** begin **

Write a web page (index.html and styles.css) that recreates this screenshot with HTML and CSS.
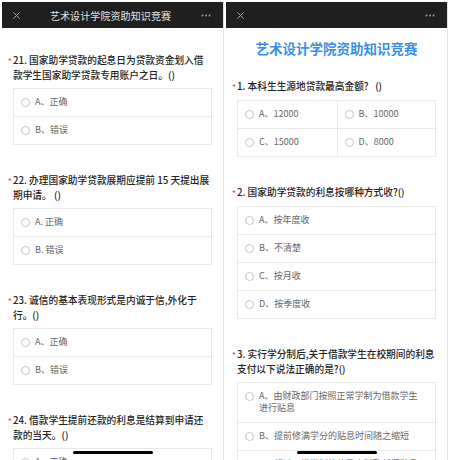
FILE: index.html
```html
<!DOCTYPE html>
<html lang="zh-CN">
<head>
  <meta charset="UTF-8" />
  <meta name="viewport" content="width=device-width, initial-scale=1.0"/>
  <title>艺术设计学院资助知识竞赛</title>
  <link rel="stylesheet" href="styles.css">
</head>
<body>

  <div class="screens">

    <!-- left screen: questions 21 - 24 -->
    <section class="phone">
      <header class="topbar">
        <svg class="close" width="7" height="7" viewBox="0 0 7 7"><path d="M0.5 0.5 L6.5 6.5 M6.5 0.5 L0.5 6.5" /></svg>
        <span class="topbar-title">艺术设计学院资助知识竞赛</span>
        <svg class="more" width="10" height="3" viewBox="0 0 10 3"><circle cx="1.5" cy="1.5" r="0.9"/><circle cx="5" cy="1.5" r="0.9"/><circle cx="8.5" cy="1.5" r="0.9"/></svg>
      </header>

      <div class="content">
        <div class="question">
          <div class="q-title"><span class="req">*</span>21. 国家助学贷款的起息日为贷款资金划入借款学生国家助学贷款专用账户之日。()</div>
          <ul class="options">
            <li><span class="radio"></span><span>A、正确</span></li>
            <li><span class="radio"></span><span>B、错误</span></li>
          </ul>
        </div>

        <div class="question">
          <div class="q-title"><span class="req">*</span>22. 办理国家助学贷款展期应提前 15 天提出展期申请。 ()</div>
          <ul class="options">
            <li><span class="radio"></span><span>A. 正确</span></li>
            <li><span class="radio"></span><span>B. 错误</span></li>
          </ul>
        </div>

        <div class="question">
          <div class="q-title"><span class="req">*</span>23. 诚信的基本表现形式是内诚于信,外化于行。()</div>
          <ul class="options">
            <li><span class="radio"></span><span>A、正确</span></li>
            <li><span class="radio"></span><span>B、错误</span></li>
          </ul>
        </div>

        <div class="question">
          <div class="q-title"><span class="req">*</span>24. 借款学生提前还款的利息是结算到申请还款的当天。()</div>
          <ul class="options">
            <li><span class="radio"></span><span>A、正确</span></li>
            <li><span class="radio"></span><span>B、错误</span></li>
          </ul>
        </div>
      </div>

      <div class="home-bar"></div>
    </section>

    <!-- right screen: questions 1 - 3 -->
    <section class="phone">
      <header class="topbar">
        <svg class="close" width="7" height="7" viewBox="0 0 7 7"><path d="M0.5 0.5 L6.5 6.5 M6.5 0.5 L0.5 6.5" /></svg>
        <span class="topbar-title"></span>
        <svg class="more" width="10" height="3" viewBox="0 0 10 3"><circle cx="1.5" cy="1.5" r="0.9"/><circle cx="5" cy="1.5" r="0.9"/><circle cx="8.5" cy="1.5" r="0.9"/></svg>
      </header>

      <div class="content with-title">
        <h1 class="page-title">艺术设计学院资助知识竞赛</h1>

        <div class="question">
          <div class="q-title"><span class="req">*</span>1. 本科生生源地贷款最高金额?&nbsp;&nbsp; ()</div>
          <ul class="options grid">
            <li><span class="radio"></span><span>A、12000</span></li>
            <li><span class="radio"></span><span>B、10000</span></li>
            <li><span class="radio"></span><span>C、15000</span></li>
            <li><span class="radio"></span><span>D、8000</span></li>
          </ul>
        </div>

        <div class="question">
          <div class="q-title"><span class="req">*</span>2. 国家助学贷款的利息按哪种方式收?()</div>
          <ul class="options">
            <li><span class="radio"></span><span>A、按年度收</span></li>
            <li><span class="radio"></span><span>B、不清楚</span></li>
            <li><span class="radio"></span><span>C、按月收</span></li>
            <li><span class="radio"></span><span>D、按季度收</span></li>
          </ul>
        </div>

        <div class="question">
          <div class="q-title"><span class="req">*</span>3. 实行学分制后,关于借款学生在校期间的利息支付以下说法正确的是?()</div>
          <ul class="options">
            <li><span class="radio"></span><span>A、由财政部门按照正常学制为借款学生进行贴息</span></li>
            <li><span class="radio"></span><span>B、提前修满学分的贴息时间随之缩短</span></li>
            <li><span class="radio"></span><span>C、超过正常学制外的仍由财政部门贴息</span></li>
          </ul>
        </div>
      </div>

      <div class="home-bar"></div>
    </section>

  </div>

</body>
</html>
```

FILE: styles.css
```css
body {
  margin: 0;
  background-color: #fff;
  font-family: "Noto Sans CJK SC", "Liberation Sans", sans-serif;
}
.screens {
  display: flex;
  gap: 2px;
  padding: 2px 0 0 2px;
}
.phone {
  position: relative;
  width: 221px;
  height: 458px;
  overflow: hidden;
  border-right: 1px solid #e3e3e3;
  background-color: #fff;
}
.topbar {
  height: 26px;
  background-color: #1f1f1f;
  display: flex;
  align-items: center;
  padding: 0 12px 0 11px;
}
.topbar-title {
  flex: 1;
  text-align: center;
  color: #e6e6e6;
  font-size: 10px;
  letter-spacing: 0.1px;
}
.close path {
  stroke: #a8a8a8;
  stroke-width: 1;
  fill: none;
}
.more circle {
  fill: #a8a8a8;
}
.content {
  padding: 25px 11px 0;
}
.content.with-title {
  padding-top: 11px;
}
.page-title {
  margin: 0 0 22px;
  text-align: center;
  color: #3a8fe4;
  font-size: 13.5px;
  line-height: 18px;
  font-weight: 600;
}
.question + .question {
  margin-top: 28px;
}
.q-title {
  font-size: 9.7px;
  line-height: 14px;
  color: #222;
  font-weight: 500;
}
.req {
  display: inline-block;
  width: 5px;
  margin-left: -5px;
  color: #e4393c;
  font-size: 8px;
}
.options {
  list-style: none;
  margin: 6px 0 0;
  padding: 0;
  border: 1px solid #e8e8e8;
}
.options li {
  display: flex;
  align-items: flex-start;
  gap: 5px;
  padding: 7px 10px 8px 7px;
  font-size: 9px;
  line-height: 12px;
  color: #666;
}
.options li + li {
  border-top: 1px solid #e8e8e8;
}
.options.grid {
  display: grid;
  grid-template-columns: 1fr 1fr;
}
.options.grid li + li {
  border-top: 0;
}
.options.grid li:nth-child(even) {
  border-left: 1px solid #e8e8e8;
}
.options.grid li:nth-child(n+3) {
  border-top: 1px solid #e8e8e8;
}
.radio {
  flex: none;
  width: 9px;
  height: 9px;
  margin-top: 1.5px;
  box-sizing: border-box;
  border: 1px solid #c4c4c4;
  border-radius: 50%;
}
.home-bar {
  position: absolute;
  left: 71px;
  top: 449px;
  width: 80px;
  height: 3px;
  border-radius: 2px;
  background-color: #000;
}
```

** end **

### Task statement
Gather up every line from the listing above in which the word "styles" occurs.

### Exercise result
Write a web page (index.html and styles.css) that recreates this screenshot with HTML and CSS.
  <link rel="stylesheet" href="styles.css">
FILE: styles.css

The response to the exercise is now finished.